Budowitz are a klezmer band incorporating 19th century instruments and themes from the folk music of Bessarabia, Galicia and Bukovina, into their music. Its members live in Hungary, Germany and the United States. The band is named after 19th Century accordion maker Karl Budowitz , who built the accordion played by Joshua Horowitz in the group.

They have won a number of awards including BBC's Critics Circle award for best CD and the British Songlines Magazine's "Top of the World" award.

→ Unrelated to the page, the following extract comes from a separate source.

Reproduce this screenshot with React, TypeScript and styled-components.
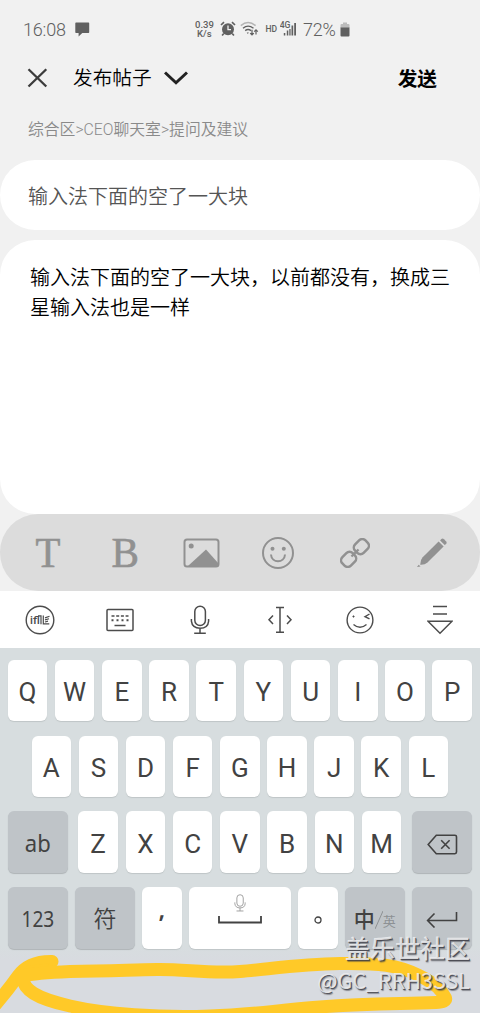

==Members who have played at various times==

- Christian Dawid - Clarinet
- Tamas Gombai - Violin
- Joshua Horowitz - Cimbalom (Tsimbl) and Accordion
- Walt Mahovlich - Clarinet
- Michael Winograd - Clarinet
- Steven Greenman - Violin
- Lothar Lasser - Accordion
- Geza Penzes - Cello and Bass
- Zsolt Kurtosi - Cello and Bass
- Cookie Segelstein - Violin and Viola
- Sandor Toth - 3-stringed Contra Viola
- Merlin Shepherd - C and E♭ clarinets

==Discography==

- Mother Tongue (1997)
- Wedding without a Bride (2000)
- Budowitz Live (2007)

==See also==
- Veretski Pass (band)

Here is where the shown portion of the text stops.